Footprints of ice: Ice loading and its effects on sedimentary basins and the carbon cycle
Knowing the ice loading effects on sedimentary basins is a key to understand the paleo temperatures affecting petroleum reservoirs and possible source rocks in certain depths as well as paleo pore overpressures and paleo porosity leading to explosive leakage of carbon bearing fluids and thus rapid escape to the atmosphere or the water column of the oceans. To understand and quantify the organic carbon cycle in terms of storage, migration and leakage within sedimentary basins, it is thus indispensable to know the performance of these properties under ice load and unload.
Unsolved questions remain the impact of temperature variabilities through ice-related loading and unloading on reservoir, seal and source rocks, potentially leading to petroleum leakage. Furthermore, the influence of ice on the performance of petrophysical properties (porosity, permeability, pressure) which directly seem to be coupled to ice fluctuation is not investigated. Basin history simulations suggest that in most sedimentary basins the bulk of the generated fluids are lost migrating upwards into the water column of the oceans and into the atmosphere on continents.
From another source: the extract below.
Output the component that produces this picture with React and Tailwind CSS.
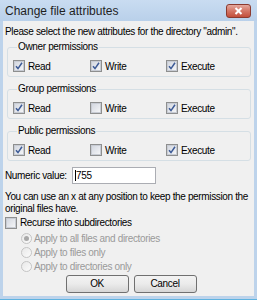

Thus, numerical modeling has become an important analytical tool to study sedimentary systems on large scales and over large time spans taking into account petrophysical properties (such as permeability, porosity and gas adsorption capacity) as well as geochemical properties that are controlled by the origin and type of the sedimentary organic matter.
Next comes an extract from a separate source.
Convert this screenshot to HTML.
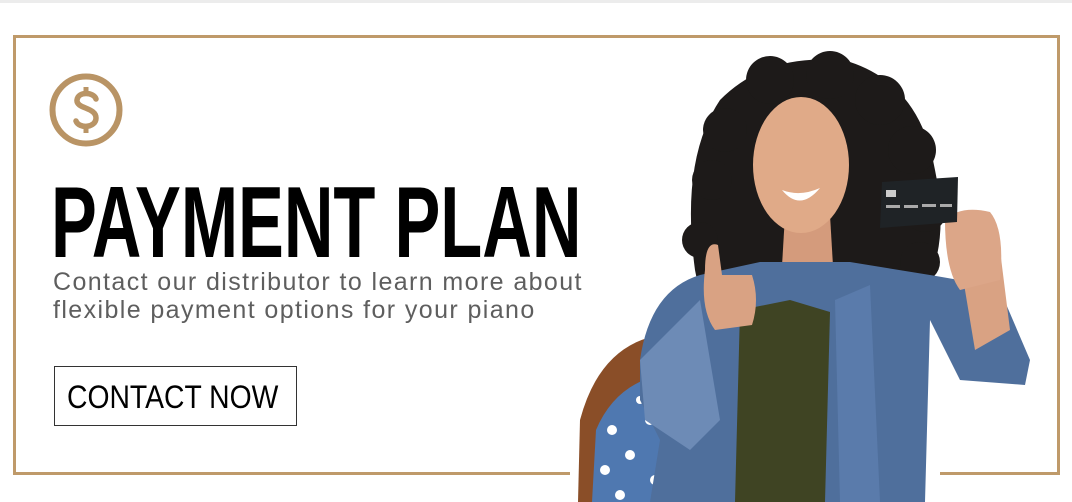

However, few basin history simulations took into account the glaciational and interglaciational phases. This proposed study will focus on the impact of Quaternary ice loads on the carbon cycle inside sedimentary basins in Germany (Northern Germany and Ruhr area), the Netherlands and Arctic Norway. These areas are very well suited, because on the one hand they contain sedimentary rocks rich in organic carbon. On the other hand, ice shields covered these areas several times during major glaciations in the past million years.
The proposed investigations will focus on (1) the specification of geochemical and geophysical parameters relevant for the carbon cycle during glaciations. (2) The impact of thickness and duration of ice loads on different types of sediments. (3) Potential carbon migration and leakage pathways related to glaciation processes, and (4) degree of reversibility of petrophysical (permeability, pressure, porosity) and geochemical parameters after retreat of the ice loads.
The results of this study are expected to provide new and more detailed insights on the effects of ice loads on the carbon cycle within sedimentary basins and its interaction with surface and atmospheric carbon. Based on this approach, the flux of carbon-bearing fluids released to the surface and the atmosphere can be quantified and the impact of ice load and retreat on the carbon cycle will be much better understood. This is important to know in the context of the expected global warming and related ice shield melting.